During my years as a speaker and panelist at investment conferences I was often asked what the right portfolio allocation to gold should be. The conclusion: looking at different contexts and time periods, an allotment of 10% and 15% works best. An added positive effect can be achieved by adding or reducing holdings, when allocation parameters are violated. For example, if a10% gold holding appreciates to the point where it equates 12% of the overall portfolio, cutting it back down to its original 10% weight can further boost results. Conversely, if the metal underperforms and the holding drops to 8%, buying to bring it back to target makes sense.

Technical Parameters

What about gold’s technical position? While I strongly believe in a permanent holding, there are times when additional exposure to the metal itself or gold mining shares, which can offer considerable leverage, can make a lot of sense. Is now such a time?

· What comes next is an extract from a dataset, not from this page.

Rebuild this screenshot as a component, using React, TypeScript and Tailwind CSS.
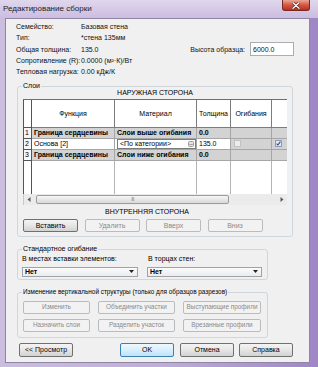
import React from "react";

const btnBase =
  "h-full flex items-center justify-center rounded-[2px] border whitespace-nowrap";
const btnNormal =
  "border-[#707070] bg-gradient-to-b from-[#f4f4f4] via-[#e6e6e6] to-[#d2d2d2] text-black";
const btnDisabled = "border-[#b8bcbf] bg-[#f2f2f2] text-[#8a8a8a]";
const btnDefault =
  "border-[#3c7fb1] bg-gradient-to-b from-[#eef8fe] via-[#d8effc] to-[#bde3f8] text-black";

function GroupBox({
  label,
  labelClass,
  className,
  children,
}: {
  label: string;
  labelClass?: string;
  className: string;
  children: React.ReactNode;
}) {
  return (
    <div className={"relative rounded-[3px] border border-[#d0d7dc] " + className}>
      <span
        className={
          "absolute left-[4px] top-[-5px] bg-[#f0f0f0] px-[1px] leading-[8px] text-black whitespace-nowrap " +
          (labelClass ?? "text-[7px]")
        }
      >
        {label}
      </span>
      {children}
    </div>
  );
}

function Arrow({ dir }: { dir: "l" | "r" }) {
  return (
    <div className="w-[10px] h-full flex items-center justify-center">
      <svg width="4" height="5" viewBox="0 0 4 5">
        {dir === "l" ? (
          <polygon points="3.5,0 3.5,5 0.5,2.5" fill="#5a5a5a" />
        ) : (
          <polygon points="0.5,0 0.5,5 3.5,2.5" fill="#5a5a5a" />
        )}
      </svg>
    </div>
  );
}

const cIdx = "w-[9px] shrink-0 border-l border-r border-b border-[#555] bg-[#f7f7f7] pl-[1px] flex items-center";
const cFunc = "w-[83px] shrink-0 border-r border-b border-[#a6a6a6] pl-[2px] flex items-center whitespace-nowrap";
const cMat = "w-[82px] shrink-0 border-r border-b border-[#a6a6a6] pl-[2px] flex items-center whitespace-nowrap";
const cThk = "w-[34px] shrink-0 border-r border-b border-[#a6a6a6] pl-[2px] flex items-center whitespace-nowrap";
const cOgb = "w-[41px] shrink-0 border-r border-b border-[#a6a6a6] flex items-center";
const cLast = "w-[15px] shrink-0 border-b border-[#a6a6a6] flex items-center";

export default function App() {
  return (
    <div className="w-[318px] h-[367px] overflow-hidden flex flex-col bg-gradient-to-r from-[#cbbde0] via-[#bfaed9] to-[#9f87c6] font-['Liberation_Sans',sans-serif] text-[7px] leading-none text-black">
      {/* Title bar */}
      <div className="h-[18px] shrink-0 flex items-start bg-gradient-to-b from-[#e0d7ec] to-[#cbbde0]">
        <span className="ml-[3px] mt-[5px] text-[8px] text-[#1c1c1c] whitespace-nowrap">
          Редактирование сборки
        </span>
        <div className="ml-auto mr-[8px] w-[28px] h-[11px] rounded-b-[3px] border border-t-0 border-[#7a2a22] bg-gradient-to-b from-[#eaa596] via-[#d45643] to-[#b8301f] flex items-center justify-center">
          <svg width="8" height="7" viewBox="0 0 8 7">
            <path d="M1 0.8 L7 6.2 M7 0.8 L1 6.2" stroke="#5a1a14" strokeWidth="2.6" strokeLinecap="round" />
            <path d="M1 0.8 L7 6.2 M7 0.8 L1 6.2" stroke="#ffffff" strokeWidth="1.4" strokeLinecap="round" />
          </svg>
        </div>
      </div>

      {/* Client */}
      <div className="ml-[5px] mr-[8px] mb-[4px] flex-1 flex flex-col border border-[#8e86a2] bg-[#f0f0f0]">
        {/* Info */}
        <div className="pt-[2px] pl-[10px] pr-[15px] flex flex-col text-[#111]">
          <div className="h-[11.3px] flex items-center">
            <span className="w-[65px] shrink-0 whitespace-nowrap">Семейство:</span>
            <span>Базовая стена</span>
          </div>
          <div className="h-[11.3px] flex items-center">
            <span className="w-[65px] shrink-0 whitespace-nowrap">Тип:</span>
            <span>*стена 135мм</span>
          </div>
          <div className="h-[11.3px] flex items-center">
            <span className="w-[65px] shrink-0 whitespace-nowrap">Общая толщина:</span>
            <span>135.0</span>
            <span className="ml-auto mr-[5px] whitespace-nowrap">Высота образца:</span>
            <div className="w-[44px] h-[14px] shrink-0 border border-[#abadb3] bg-white flex items-center pl-[2px]">
              6000.0
            </div>
          </div>
          <div className="h-[11.3px] flex items-center">
            <span className="w-[65px] shrink-0 whitespace-nowrap">Сопротивление (R):</span>
            <span className="whitespace-nowrap">0.0000 (м²·К)/Вт</span>
          </div>
          <div className="h-[11.3px] flex items-center">
            <span className="w-[65px] shrink-0 whitespace-nowrap">Тепловая нагрузка:</span>
            <span className="whitespace-nowrap">0.00 кДж/К</span>
          </div>
        </div>

        {/* Layers group */}
        <GroupBox label="Слои" className="ml-[11px] mt-[8.5px] w-[276px] h-[151px] flex flex-col">
          <div className="h-[12px] flex items-center justify-center">НАРУЖНАЯ СТОРОНА</div>
          <div className="ml-[5px] w-[264px] flex flex-col bg-white">
            {/* header */}
            <div className="h-[29px] flex border-t border-[#6f6f6f]">
              <div className="w-[9px] shrink-0 border-l border-r border-b border-[#555] bg-white" />
              <div className="w-[83px] shrink-0 border-r border-b border-[#7c7c7c] flex items-center justify-center">Функция</div>
              <div className="w-[82px] shrink-0 border-r border-b border-[#7c7c7c] flex items-center justify-center">Материал</div>
              <div className="w-[34px] shrink-0 border-r border-b border-[#7c7c7c] flex items-center justify-center whitespace-nowrap">Толщина</div>
              <div className="w-[41px] shrink-0 border-r border-b border-[#7c7c7c] flex items-center justify-center">Огибания</div>
              <div className="w-[15px] shrink-0 border-b border-[#7c7c7c]" />
            </div>
            {/* row 1 */}
            <div className="h-[11px] flex font-bold">
              <div className={cIdx + " font-normal"}>1</div>
              <div className={cFunc + " bg-[#d3d3d3]"}>Граница сердцевины</div>
              <div className={cMat + " bg-[#d3d3d3]"}>Слои выше огибания</div>
              <div className={cThk + " bg-[#d3d3d3]"}>0.0</div>
              <div className={cOgb + " bg-[#d3d3d3]"} />
              <div className={cLast + " bg-[#d3d3d3]"} />
            </div>
            {/* row 2 */}
            <div className="h-[11px] flex">
              <div className={cIdx}>2</div>
              <div className={cFunc + " bg-white"}>Основа [2]</div>
              <div className={cMat + " bg-white pl-0"}>
                <div className="w-full h-full border border-[#7a7a7a] flex items-center pl-[2px] pr-[1px]">
                  <span>&lt;По категории&gt;</span>
                  <svg className="ml-auto" width="6" height="6" viewBox="0 0 6 6">
                    <rect x="0.5" y="0.5" width="5" height="5" rx="1" fill="#e4e4e4" stroke="#9a9a9a" />
                    <rect x="1.5" y="3" width="0.8" height="0.8" fill="#666" />
                    <rect x="2.6" y="3" width="0.8" height="0.8" fill="#666" />
                    <rect x="3.7" y="3" width="0.8" height="0.8" fill="#666" />
                  </svg>
                </div>
              </div>
              <div className={cThk + " bg-white"}>135.0</div>
              <div className={cOgb + " bg-[#d3d3d3] pl-[3px]"}>
                <div className="w-[7px] h-[7px] border border-[#c2c2c2] bg-[#ececec]" />
              </div>
              <div className={cLast + " bg-[#d3d3d3] pl-[3px]"}>
                <svg width="7" height="7" viewBox="0 0 7 7">
                  <rect x="0.5" y="0.5" width="6" height="6" fill="#dfe9f5" stroke="#8e9bb0" />
                  <path d="M1.6 3.6 L2.9 5 L5.4 1.6" fill="none" stroke="#2a4c8c" strokeWidth="1.1" />
                </svg>
              </div>
            </div>
            {/* row 3 */}
            <div className="h-[11px] flex font-bold">
              <div className={cIdx + " font-normal"}>3</div>
              <div className={cFunc + " bg-[#d3d3d3]"}>Граница сердцевины</div>
              <div className={cMat + " bg-[#d3d3d3]"}>Слои ниже огибания</div>
              <div className={cThk + " bg-[#d3d3d3]"}>0.0</div>
              <div className={cOgb + " bg-[#d3d3d3]"} />
              <div className={cLast + " bg-[#d3d3d3]"} />
            </div>
            {/* empty */}
            <div className="h-[33px] flex">
              <div className="w-[9px] shrink-0 border-l border-r border-[#555] bg-white" />
              <div className="w-[83px] shrink-0 border-r border-[#b4b4b4]" />
              <div className="w-[82px] shrink-0 border-r border-[#b4b4b4]" />
              <div className="w-[34px] shrink-0 border-r border-[#b4b4b4]" />
              <div className="w-[41px] shrink-0 border-r border-[#b4b4b4]" />
              <div className="w-[15px] shrink-0" />
            </div>
            {/* scrollbar */}
            <div className="h-[11px] flex items-center bg-[#ebebeb] border-l border-[#c8c8c8]">
              <Arrow dir="l" />
              <div className="ml-[2px] w-[193px] h-[9px] rounded-[2px] border border-[#9c9c9c] bg-gradient-to-b from-[#f6f6f6] to-[#d9d9d9] flex items-center justify-center">
                <span className="text-[5px] leading-none text-[#777] tracking-[-0.5px]">III</span>
              </div>
              <div className="flex-1" />
              <Arrow dir="r" />
            </div>
          </div>
          <div className="h-[14px] flex items-center pl-[87px] whitespace-nowrap">ВНУТРЕННЯЯ СТОРОНА</div>
          <div className="h-[13px] ml-[5px] flex gap-[6.5px] text-[7px]">
            <div className={btnBase + " " + btnNormal + " w-[55px]"}>Вставить</div>
            <div className={btnBase + " " + btnDisabled + " w-[55px]"}>Удалить</div>
            <div className={btnBase + " " + btnDisabled + " w-[55px]"}>Вверх</div>
            <div className={btnBase + " " + btnDisabled + " w-[55px]"}>Вниз</div>
          </div>
        </GroupBox>

        {/* Standard wrap group */}
        <GroupBox label="Стандартное огибание" className="ml-[11px] mt-[12px] w-[251px] h-[31px] flex flex-col pt-[4px] pl-[4px]">
          <div className="h-[10px] flex items-center">
            <span className="w-[126px] whitespace-nowrap">В местах вставки элементов:</span>
            <span className="whitespace-nowrap">В торцах стен:</span>
          </div>
          <div className="mt-[3px] h-[10px] flex gap-[9px]">
            <div className="w-[116px] h-full border border-[#9da3aa] bg-gradient-to-b from-[#fbfbfb] to-[#ececec] flex items-center pl-[2px] pr-[3px] font-bold">
              <span>Нет</span>
              <svg className="ml-auto" width="5" height="3" viewBox="0 0 5 3">
                <polygon points="0,0 5,0 2.5,3" fill="#222" />
              </svg>
            </div>
            <div className="w-[115px] h-full border border-[#9da3aa] bg-gradient-to-b from-[#fbfbfb] to-[#ececec] flex items-center pl-[2px] pr-[3px] font-bold">
              <span>Нет</span>
              <svg className="ml-auto" width="5" height="3" viewBox="0 0 5 3">
                <polygon points="0,0 5,0 2.5,3" fill="#222" />
              </svg>
            </div>
          </div>
        </GroupBox>

        {/* Vertical structure group */}
        <GroupBox
          label="Изменение вертикальной структуры (только для образцов разрезов)"
          labelClass="text-[6.4px]"
          className="ml-[11px] mt-[12px] w-[251px] h-[46px] flex flex-col pt-[8px] pl-[5px] gap-[5px]"
        >
          <div className="h-[13px] flex gap-[8px] text-[6.4px]">
            <div className={btnBase + " " + btnDisabled + " w-[67px]"}>Изменить</div>
            <div className={btnBase + " " + btnDisabled + " w-[77px]"}>Объединить участки</div>
            <div className={btnBase + " " + btnDisabled + " w-[78px]"}>Выступающие профили</div>
          </div>
          <div className="h-[13px] flex gap-[8px] text-[6.4px]">
            <div className={btnBase + " " + btnDisabled + " w-[67px]"}>Назначить слои</div>
            <div className={btnBase + " " + btnDisabled + " w-[77px]"}>Разделить участок</div>
            <div className={btnBase + " " + btnDisabled + " w-[78px]"}>Врезанные профили</div>
          </div>
        </GroupBox>

        {/* Bottom buttons */}
        <div className="mt-[5px] h-[14px] flex ml-[13px] text-[7px]">
          <div className={btnBase + " " + btnNormal + " w-[54px]"}>&lt;&lt; Просмотр</div>
          <div className={btnBase + " " + btnDefault + " w-[54px] ml-[47px]"}>OK</div>
          <div className={btnBase + " " + btnNormal + " w-[54px] ml-[6px]"}>Отмена</div>
          <div className={btnBase + " " + btnNormal + " w-[54px] ml-[5px]"}>Справка</div>
        </div>
      </div>
    </div>
  );
}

Consistent with my belief that rapidly changing central bank narratives are likely to dominate for much of the rest of this year, and considering gold’s chart position, I would wait with adding to core positions. A re-test of July’s $1,700 bottom is highly possible. If that level were broken, further weakness could ensue. On the other hand, a move above $1,825 could easily lead to a run at the $2,030 level, which was reached in summer of 2020 and again earlier this year.

Believing that global inflation, a highly explosive geopolitical environment, and a rapidly deteriorating social fabric will all contribute to continued improvement in gold demand, I expect a move to new highs, most likely in 2023.